In “Herstory” (Remezcla) France François writes about eleven Haitian women to celebrate during Hispanic Heritage Month—a great reminder! Read the full article at Remezcla to read about Adbaraya Toya (or Victoria Montou, originally from Dahomey), Cécile Fatiman, Suzanne Sanité Belair, Alice Garoute, Yvonne Hakim-Rimpel, Ertha Pascal-Trouillot, Marie Vieux-Chauvet, Catherine Flon, Edwidge Danticat, Marleine Bastien, and the women protestors involved in the PetroCaribe Challenge.
Without the Haitian Revolution, there would be no Latin America today. Although Haiti was central to the creation of Latin American states, the fight for abolition of slavery and regional liberty from colonial oppression, few of those who consider themselves Latinx today know the role Haiti played in helping them overthrow the chains of Spanish oppression.
Haitians liberated Dominicans from slavery in 1801 and again in 1822 to unite the island and form the only free Black republic and a haven for runaways from across the region, despite the constant threats in a sea of slave-owning nations. Haiti supplied Santo Domingo with troops and weapons to win their independence from Spain in 1865 after they were re-colonized once again. Haitians provided Simón Bolívar with weapons, military strategists and veterans from Haiti’s revolution as well as a safe haven, with the promise that Bolívar would free the enslaved Africans of South America once the nations were liberated – a promise he broke.

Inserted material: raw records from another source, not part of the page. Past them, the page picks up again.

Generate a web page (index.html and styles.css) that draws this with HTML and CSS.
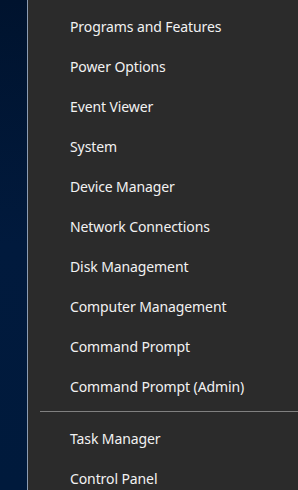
FILE: index.html
```html
<!DOCTYPE html>
<html>
<head>
<meta charset="utf-8">
<link rel="stylesheet" href="styles.css">
</head>
<body>
<div class="screen">
  <div class="desktop"></div>
  <div class="menu">
    <ul class="group">
      <li class="item">Programs and Features</li>
      <li class="item">Power Options</li>
      <li class="item">Event Viewer</li>
      <li class="item">System</li>
      <li class="item">Device Manager</li>
      <li class="item">Network Connections</li>
      <li class="item">Disk Management</li>
      <li class="item">Computer Management</li>
      <li class="item">Command Prompt</li>
      <li class="item">Command Prompt (Admin)</li>
    </ul>
    <div class="separator"></div>
    <ul class="group">
      <li class="item">Task Manager</li>
      <li class="item">Control Panel</li>
    </ul>
  </div>
</div>
</body>
</html>
```
FILE: styles.css
```css
html, body {
  margin: 0;
  padding: 0;
  height: 100%;
  overflow: hidden;
}
.screen {
  display: flex;
  height: 490px;
  width: 298px;
}
.desktop {
  width: 27px;
  flex: none;
  background: linear-gradient(180deg, #00132e 0%, #011a3d 50%, #001a3c 100%);
  border-right: 1px solid #8c9cb2;
}
.menu {
  flex: 1;
  background: #2b2b2b;
  padding-top: 6px;
  overflow: hidden;
}
.group {
  list-style: none;
  margin: 0;
  padding: 0;
}
.item {
  height: 40px;
  display: flex;
  align-items: center;
  padding-left: 42px;
  font-family: "Noto Sans", sans-serif;
  font-size: 14px;
  letter-spacing: -0.1px;
  color: #f2f2f2;
  white-space: nowrap;
}
.separator {
  height: 1px;
  margin: 5px 0 6px 12px;
  background: #808080;
}
```
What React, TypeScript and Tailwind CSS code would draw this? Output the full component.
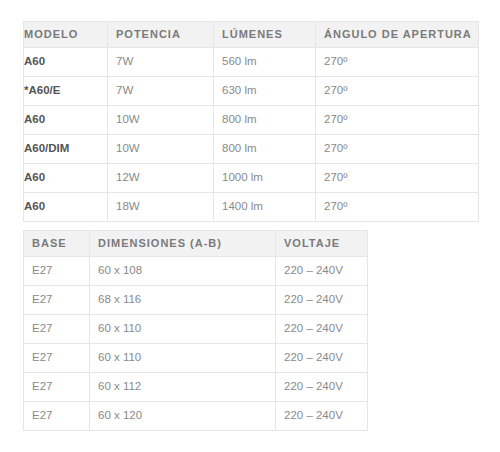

Haitian women have also been instrumental in shaping women’s rights movements around the region as well as on the frontlines of our struggle for equal rights and liberation, both literally and figuratively. By acknowledging the role of Haitian women today, we hope to acknowledge the role that all Black women continue to play in our collective liberation throughout Latin America and the Caribbean.